Some of these downports are actually entirely possible because they do not run at the same resolution and the screen size means some details can be neglected without sacrificing visual fidelity too much. Ergo the downport can be much the same game. Oh yes there is a huge difference between Yoshi's Wooly World on the WiiU and 3DS on the big screen. With emulation the 3DS looks absolutely disgusting on a 1080p screen while running at native resolution the image is miniature. You have to use image processing filters/aliasing for a 3DS to look some ways decent at 1080p. On a 3DS screen Yoshi's Wooly World looks fine. Of course the Wii U version looks great since it was designed to run on an HD/UHD TV. Pretty much a case of each device working exactly as it was intended.
The Switch does not need the graphics horsepower of a large console because it's own screen would never support the 1080p resolution that TV's do. Even if it did, GPU's require a lot of power. Ergo the hardware requirements are suited to the form. When docked the limitations are more apparent. Nintendo should have released the Switch Dock as a separate add on, with the dock having it's own dedicated GPU and extra VRAM for more textures. Nintendo could have got this to work if they implemented a Thunderbolt port or a fast equivalent. The native Tegra GPU on the tablet could be disabled when docked and enabled when undocked. I really wish Nintendo had done this. In docked mode, have Xbox One X level of graphics, easy as pie with minimal cost. In handheld mode the Nvidia Tegra is plenty powerful enough to render images for that screen. Win win all round. Have a powerful handheld device and a console that might even rival a PS5 when it eventually releases.
For the first point you are not wrong as that why downports today are more doable then back then.
For the second point, a dock add on is questionable, but a handheld device to rival PS5 is possible as Nvidia Tegra Orin code name could go up to 7 TFLOPS more then Xbox One X.
ThePixelatedGenocide wrote:Nintendo handhelds are always the most refined version of obsolete technology. It's why the Gameboy Advance ran just fast enough to do everything 3rd parties ever asked an SNES to do, except use a Sony soundchip or attempt a high resolution mode. It's why the smallest GBA cartridge is roughly the same size as the largest SNES cartridge.

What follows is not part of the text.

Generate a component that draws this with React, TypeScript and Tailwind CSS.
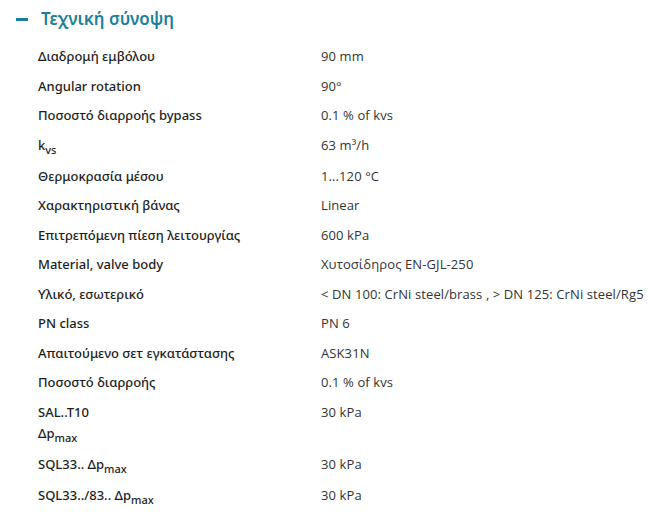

It's also why the DS can use larger textures than the entire combined screen resolution can display, and it's why there's a hard limit on polygons per frame, so that nearly every game runs smooth. The system's nowhere near as powerful as an N64, but by tackling two of the N64's biggest weaknesses, games like Need for Speed: Pro Street look like top of the line late 90's PC games...running on a computer that can't handle a decent resolution or anti-aliasing, but still.
It's a formula that's always been successful in ways that more expensive hardware wasn't.
The only reason the Switch seems ridiculously underpowered, other than the fact that it really is, is because Nintendo learned they need ports, so they've given 3rd parties free reign to attempt whatever they can imagine.
So now we're in an ecosystem similar to the original Gameboy, where a port of Streetfighter 2 technically exists on the dot matrix screen, but you should ask for something more reasonable like Battle Arena Toshinden and Killer Instinct instead.
You can learn everything you need to know about porting a AAA experience to an obsolete handheld by looking at the complete failure of the easiest game to port out of the three.
Unfortunately, it seems like gamers are the ones who didn't learn their lesson this time.
To me the GBA was SNES meats the Sega 32X without some of the bottlenecks and weakness like no half transparency on 32X, slowdowns on SNES, etc.
DS was better at framerate then the N64 thanks to better optimized hardware despite being less powerful.
One the topic of downporting for less demanding and more demanding take SNK Heroines: Tag Team Frenzy vs MK11 and Dragon Ball FighterZ, SNK Heroines: Tag Team Frenzy looks like a HD PS2 game yet it runs very poorly on Switch which is inexcusable for a 2.5D fighting game. As MK11 and Dragon Ball FighterZ are more demanding and far better ported on Switch with the much needed 60FPS target like it should be and mind you MK11 is using UE3 still and that ancient tech by today standards. And Dragon Ball FighterZ is UE4 with a 60FPS target along with Samurai Shodown 2019. So that why people are so puzzled in why Bloodstained: Ritual of the Night is such a disappointing port on Switch. And for Game Boy Streetfighter 2 it ran jerky compared to Killer Instinct Game Boy which runs at a smooth 60FPS shows that demands don't mean everything without optimization.